H2-3 · Observability & Telemetry Hooks

Intent

Without observability, recovery becomes blind resets. Use a minimal, low-overhead telemetry set to prove forward progress, tune timeouts, and control escalation.

Minimal telemetry set (must-have)

Counters

Error counters: NAK / CRC / FE / PE (map by bus type; keep a unified field name).
Timeout counters: byte/step, frame, transaction timeouts (do not merge).
Retry counters: retry_total, retry_burst_max, backoff_applied_count.

Time signals

last_good_ts: last completed successful transaction.
last_progress_ts: last observable forward progress (DMA advance, FIFO drain, state step).
Duration distribution: p50/p95/p99 per operation type (not just averages).

Recovery action counts

Soft: retry/backoff, resync, flush.
Hard: driver re-init, device reset.
Power: segment power-cycle (should be rare; track false resets).

Rule: “hung” should be triggered by no forward progress (last_progress_ts frozen), not by “many errors” alone.

Event log schema (minimal fields)

Identity

bus_id (controller instance / channel)
device_addr (address/CS index/port id)

Operation

op_type (read/write/config/stream)
duration_us (end-to-end elapsed)

Outcome

error_code (NAK/CRC/FE/PE/timeout)
phase (byte/step, frame, txn)

Recovery

recovery_action (retry/resync/reinit/reset/power)
attempt_id (groups repeated attempts for the same request)

Alert tiers (bind alerts to action)

Warning

Errors rise but progress continues. Action: increase logging granularity; track burstiness; avoid escalation.

Degraded

p95/p99 latency or error bursts exceed budget. Action: apply backoff, reduce load, and prepare resync primitives.

Fail-safe

No forward progress meets the criteria. Action: enter staged recovery; quarantine the device; protect consistency.

Pass criteria (placeholders)

Telemetry coverage: 100% of recovery actions logged with schema fields populated.
Progress detection: hung classification uses last_progress_ts (not error count only).
False reset: false_reset_per_day < W (target placeholder).

Diagram · Telemetry pipeline (low overhead → actionable decision)

Design note: keep ISR work minimal (increment counters only). Use the health task for classification and escalation to reduce false resets.

H2-4 · Timeout Budgeting (Transaction / Byte / Idle)

Intent

Timeouts should be budgeted, not guessed. Use layered timeouts to detect “stuck steps” early while avoiding false resets and uncontrolled TTR.

Timeout layers (strict meanings)

Byte / step timeout (T_byte)

The smallest wait budget for a step to advance (byte, phase, descriptor progress).
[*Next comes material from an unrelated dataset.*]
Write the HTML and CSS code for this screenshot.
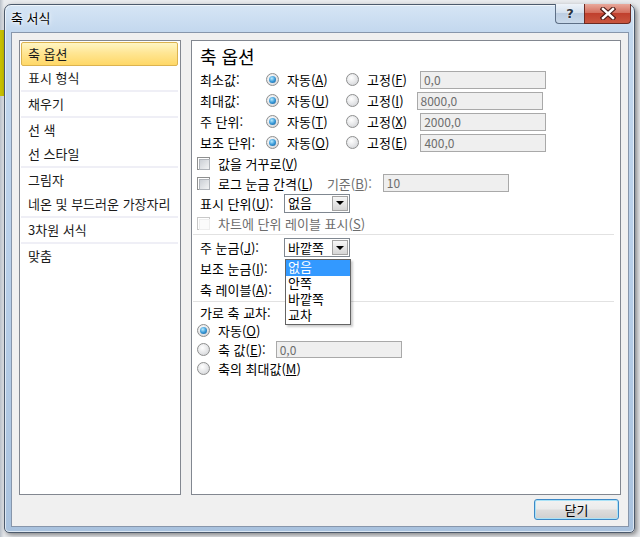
FILE: index.html
```html
<!DOCTYPE html>
<html lang="ko">
<head>
    <meta charset="UTF-8">
    <title>축 서식</title>
    <link rel="stylesheet" href="styles.css">
</head>
<body>
<div class="desktop">
    <div class="window">

        <!-- Titelleiste -->
        <div class="titlebar">
            <span class="title">축 서식</span>
            <div class="caption-buttons">
                <span class="cap-help">?</span>
                <span class="cap-close">
                    <svg width="16" height="13" viewBox="0 0 16 13">
                        <path d="M3 2 L13 11 M13 2 L3 11" stroke="#4a1a14" stroke-width="4.6" stroke-linecap="square"/>
                        <path d="M3 2 L13 11 M13 2 L3 11" stroke="#fff" stroke-width="2.4" stroke-linecap="square"/>
                    </svg>
                </span>
            </div>
        </div>

        <div class="client">
            <div class="main">

                <!-- Kategorien links -->
                <ul class="nav">
                    <li class="selected">축 옵션</li>
                    <li>표시 형식</li>
                    <li class="divider"></li>
                    <li>채우기</li>
                    <li class="divider"></li>
                    <li>선 색</li>
                    <li>선 스타일</li>
                    <li class="divider"></li>
                    <li>그림자</li>
                    <li>네온 및 부드러운 가장자리</li>
                    <li class="divider"></li>
                    <li>3차원 서식</li>
                    <li class="divider"></li>
                    <li>맞춤</li>
                </ul>

                <!-- Optionen rechts -->
                <div class="panel">
                    <h2>축 옵션</h2>

                    <div class="row tall">
                        <span class="field-label">최소값:</span>
                        <span class="choice"><span class="radio on"></span>자동(<u>A</u>)</span>
                        <span class="radio"></span>고정(<u>F</u>)
                        <span class="box">0,0</span>
                    </div>
                    <div class="row tall">
                        <span class="field-label">최대값:</span>
                        <span class="choice"><span class="radio on"></span>자동(<u>U</u>)</span>
                        <span class="radio"></span>고정(<u>I</u>)
                        <span class="box">8000,0</span>
                    </div>
                    <div class="row tall">
                        <span class="field-label">주 단위:</span>
                        <span class="choice"><span class="radio on"></span>자동(<u>T</u>)</span>
                        <span class="radio"></span>고정(<u>X</u>)
                        <span class="box">2000,0</span>
                    </div>
                    <div class="row tall">
                        <span class="field-label">보조 단위:</span>
                        <span class="choice"><span class="radio on"></span>자동(<u>O</u>)</span>
                        <span class="radio"></span>고정(<u>E</u>)
                        <span class="box">400,0</span>
                    </div>

                    <div class="row">
                        <span class="check"></span>값을 거꾸로(<u>V</u>)
                    </div>
                    <div class="row">
                        <span class="check"></span>로그 눈금 간격(<u>L</u>)
                        <span class="muted base-label">기준(<u>B</u>):</span>
                        <span class="box base-box">10</span>
                    </div>
                    <div class="row">
                        <span class="field-label wide">표시 단위(<u>U</u>):</span>
                        <span class="combo"><span class="value">없음</span><span class="arrow"></span></span>
                    </div>
                    <div class="row muted">
                        <span class="check off"></span>차트에 단위 레이블 표시(<u>S</u>)
                    </div>

                    <div class="rule"></div>

                    <div class="row tall">
                        <span class="field-label wide">주 눈금(<u>J</u>):</span>
                        <span class="combo">
                            <span class="value">바깥쪽</span><span class="arrow"></span>
                            <div class="menu">
                                <div class="active">없음</div>
                                <div>안쪽</div>
                                <div>바깥쪽</div>
                                <div>교차</div>
                            </div>
                        </span>
                    </div>
                    <div class="row tall">
                        <span class="field-label wide">보조 눈금(<u>I</u>):</span>
                    </div>
                    <div class="row tall">
                        <span class="field-label wide">축 레이블(<u>A</u>):</span>
                    </div>

                    <div class="rule"></div>

                    <div class="row caption">
                        <span class="field-label">가로 축 교차:</span>
                    </div>
                    <div class="row short">
                        <span class="radio on"></span>자동(<u>O</u>)
                    </div>
                    <div class="row short">
                        <span class="radio"></span>축 값(<u>E</u>):
                        <span class="box cross-box">0,0</span>
                    </div>
                    <div class="row short">
                        <span class="radio"></span>축의 최대값(<u>M</u>)
                    </div>
                </div>
            </div>

            <div class="footer">
                <button class="btn-default">닫기</button>
            </div>
        </div>
    </div>
</div>
</body>
</html>
```

FILE: styles.css
```css
* {
    box-sizing: border-box;
}

body {
    margin: 0;
    width: 640px;
    height: 537px;
    overflow: hidden;
    font-family: "Noto Sans CJK KR", "Noto Sans", sans-serif;
    font-size: 13px;
    color: #000;
}

/* Hintergrund (Excel hinter dem Dialog) */
.desktop {
    height: 537px;
    padding: 4px 0 0 4px;
    background:
        linear-gradient(#c8c000, #c8c000) 0 30px / 4px 66px no-repeat,
        linear-gradient(90deg, #b9c0c9 0, #e9ebee 4px) ;
}

/* Fenster */
.window {
    width: 631px;
    height: 529px;
    border: 1px solid #4c5a6c;
    border-radius: 7px 7px 5px 5px;
    background: linear-gradient(180deg, #d6e5f5 0, #c3d8ee 27px, #b9d0ea 45%, #a9c2de 100%);
    box-shadow: 2px 2px 5px rgba(0, 0, 0, 0.45), inset 0 0 0 1px rgba(255, 255, 255, 0.6);
    display: flex;
    flex-direction: column;
}

.titlebar {
    height: 27px;
    display: flex;
    align-items: flex-start;
}

.title {
    padding: 5px 0 0 6px;
    line-height: 16px;
    text-shadow: 0 0 6px #fff, 0 0 3px #fff;
}

.caption-buttons {
    margin-left: auto;
    margin-right: 3px;
    display: flex;
    margin-top: -1px;
}

.cap-help,
.cap-close {
    height: 20px;
    display: flex;
    align-items: center;
    justify-content: center;
    border: 1px solid #5d6f86;
    border-top: 0;
}

.cap-help {
    width: 29px;
    border-radius: 0 0 0 4px;
    border-right: 0;
    background: linear-gradient(180deg, #eef3f9 0, #d5e1ee 45%, #bccde1 50%, #c9d9ea 100%);
    font-family: "DejaVu Sans", sans-serif;
    font-weight: bold;
    font-size: 13px;
    color: #2b3340;
    text-shadow: 0 0 2px #fff;
}

.cap-close {
    width: 47px;
    border-radius: 0 0 4px 0;
    border-color: #6b2a22;
    background: linear-gradient(180deg, #e9a99c 0, #d4705f 45%, #c0402e 50%, #c9563f 100%);
}

/* Innenbereich */
.client {
    height: 495px;
    margin: 0 5px 5px 6px;
    border: 1px solid #8796ab;
    background: #f0f0f0;
    padding: 7px 7px 6px 7px;
    display: flex;
    flex-direction: column;
}

.main {
    height: 455px;
    display: flex;
    gap: 10px;
}

/* Kategorienliste */
.nav {
    width: 162px;
    margin: 0;
    padding: 1px 2px 1px 1px;
    list-style: none;
    border: 1px solid #828790;
    background: #fff;
}

.nav li {
    height: 24px;
    line-height: 22px;
    padding-left: 6px;
    border: 1px solid transparent;
    color: #1b1b1b;
    white-space: nowrap;
}

.nav li.selected {
    border-color: #dcb34f;
    border-radius: 2px;
    background: linear-gradient(180deg, #fff6c4 0, #ffe694 45%, #ffd867 100%);
}

.nav li.divider {
    height: 2px;
    border: 0;
    background: #efeff6;
}

/* Optionsbereich */
.panel {
    width: 430px;
    border: 1px solid #828790;
    background: #fff;
}

/* Liberation Sans zuerst, damit die Zeile nicht in die erste Optionszeile ragt */
.panel h2 {
    height: 28px;
    margin: 0;
    padding: 7px 0 0 8px;
    font-family: "Liberation Sans", "Noto Sans CJK KR", sans-serif;
    font-size: 18px;
    font-weight: normal;
    line-height: 21px;
}

.row {
    height: 20px;
    padding-left: 5px;
    display: flex;
    align-items: center;
    white-space: nowrap;
}

.row.tall {
    height: 21px;
}

.row.short {
    height: 19px;
}

.row.caption {
    height: 17px;
}

.field-label {
    width: 69px;
    padding-left: 3px;
    flex: none;
}

.field-label.wide {
    width: 87px;
}

.choice {
    width: 80px;
    display: flex;
    align-items: center;
    flex: none;
}

.muted {
    color: #6d6d6d;
}

u {
    text-underline-offset: 1px;
}

/* Optionsfelder */
.radio {
    width: 13px;
    height: 13px;
    margin-right: 8px;
    flex: none;
    border-radius: 50%;
    border: 1px solid #8e8f8f;
    background: radial-gradient(circle at 40% 35%, #ffffff 0, #e4e5e7 55%, #c9cbcf 100%);
    display: flex;
    align-items: center;
    justify-content: center;
}

.radio.on::after {
    content: "";
    width: 7px;
    height: 7px;
    border-radius: 50%;
    background: radial-gradient(circle at 40% 35%, #b9ecff 0, #3b9ad8 50%, #10558f 100%);
}

.check {
    width: 13px;
    height: 13px;
    margin-right: 8px;
    flex: none;
    padding: 1px;
    border: 1px solid #8e8f8f;
    background: #fff;
}

.check::after {
    content: "";
    display: block;
    width: 9px;
    height: 9px;
    border: 1px solid #b0b4ba;
    background: linear-gradient(135deg, #cbcfd5 0, #f3f4f5 100%);
}

.check.off {
    border-color: #c8c8c8;
}

.check.off::after {
    border-color: #eeeeee;
    background: #fbfbfb;
}

/* Eingabefelder (deaktiviert) */
.box {
    width: 126px;
    height: 18px;
    margin-left: 13px;
    padding-left: 3px;
    border: 1px solid #a9a9a9;
    background: #efefef;
    color: #6d6d6d;
    font-size: 12px;
    line-height: 16px;
    flex: none;
}

.base-label {
    margin-left: 14px;
}

.base-box {
    margin-left: 11px;
}

.cross-box {
    margin-left: 10px;
    height: 17px;
}

/* Kombinationsfeld */
.combo {
    position: relative;
    width: 66px;
    height: 19px;
    border: 1px solid #7f8790;
    background: #fff;
    display: flex;
    align-items: center;
    flex: none;
}

.combo .value {
    flex: 1;
    padding-left: 3px;
    line-height: 16px;
}

.combo .arrow {
    width: 16px;
    height: 15px;
    margin-right: 1px;
    border: 1px solid #a3a3a3;
    background: linear-gradient(180deg, #f7f7f7 0, #e6e6e6 50%, #d6d6d6 100%);
    display: flex;
    align-items: center;
    justify-content: center;
}

.combo .arrow::after {
    content: "";
    border-left: 4px solid transparent;
    border-right: 4px solid transparent;
    border-top: 4px solid #000;
}

.menu {
    position: absolute;
    top: 20px;
    left: 0;
    width: 66px;
    border: 1px solid #646464;
    background: #fff;
    box-shadow: 2px 2px 2px rgba(0, 0, 0, 0.2);
    font-family: "Liberation Sans", "Noto Sans CJK KR", sans-serif;
    z-index: 2;
}

.menu div {
    height: 16px;
    line-height: 16px;
    padding-left: 2px;
}

.menu div.active {
    background: #3399ff;
    color: #fff;
}

.rule {
    height: 1px;
    margin: 1px 6px 2px 1px;
    background: #e2e2e2;
}

/* Schaltfläche unten */
.footer {
    margin-top: 4px;
    padding-right: 2px;
    display: flex;
    justify-content: flex-end;
}

.btn-default {
    width: 85px;
    height: 21px;
    padding: 0;
    border: 1px solid #3c88c6;
    border-radius: 3px;
    background: linear-gradient(180deg, #f2f2f2 0, #ebebeb 48%, #dddddd 52%, #cfcfcf 100%);
    box-shadow: inset 0 0 0 1px #a9e2f7;
    font-family: inherit;
    font-size: 13px;
    color: #000;
}
```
Triggers early when “progress stalls” inside a transaction.

Frame timeout (T_frame)

A complete frame/burst window (UART frame, SPI burst block, I²C phase group). Useful for “resync boundary” decisions.

Transaction timeout (T_txn)

End-to-end budget for a full transaction. Limits total waiting and bounds TTR when combined with retries/backoff.

Idle / no-progress timeout (T_idle)

A “hung” classifier based on last_progress_ts. Not the same as T_txn; it detects zero progress even if signals toggle.

How to set thresholds (distribution-based)

Use p95/p99 from telemetry (H2-3), not averages.
Set: T_byte = p99(step) + margin, T_frame = p99(frame) + margin, T_txn = p99(txn) + margin.
Set: T_idle using last_progress_ts stalls (progress-free window), not “transaction time”.
Define placeholders: T_byte, T_frame, T_txn, N_retry, Backoff (tuned by burst statistics).

Key knobs by bus type (timeout vocabulary)

I²C

T_stretch_max: maximum tolerated clock-stretching window.
Master timeout policy: define when to stop waiting and classify no-progress.

SPI

DMA block timeout: bound waiting for descriptor completion.
CS assert + frame gap: fence sessions; detect stalls between bursts.

UART

Inter-byte timeout: detect stalled streams and rebuild boundaries.
Frame timeout + idle window: define resync windows after bursts.

Integrate retries/backoff into the TTR budget

Total waiting should be bounded: TTR ≈ (T_txn × N_retry) + Σ(backoff) (placeholder form).
Use burst telemetry to pick Backoff (avoid retry storms).
Escalation should require timeout + no-progress before hard resets.

Pass criteria (placeholders)

False timeouts: false_timeout_rate < X (target placeholder).
Recovery speed: TTR_p95 < Y ms (target placeholder).
Safety: no duplicate-write incidents under fault injection (policy verified).

Diagram · Timeout budgeting timelines (I²C / SPI / UART)

Implementation note: classify “hung” only when timeouts coincide with no-progress (last_progress_ts frozen). This reduces false resets while bounding recovery time.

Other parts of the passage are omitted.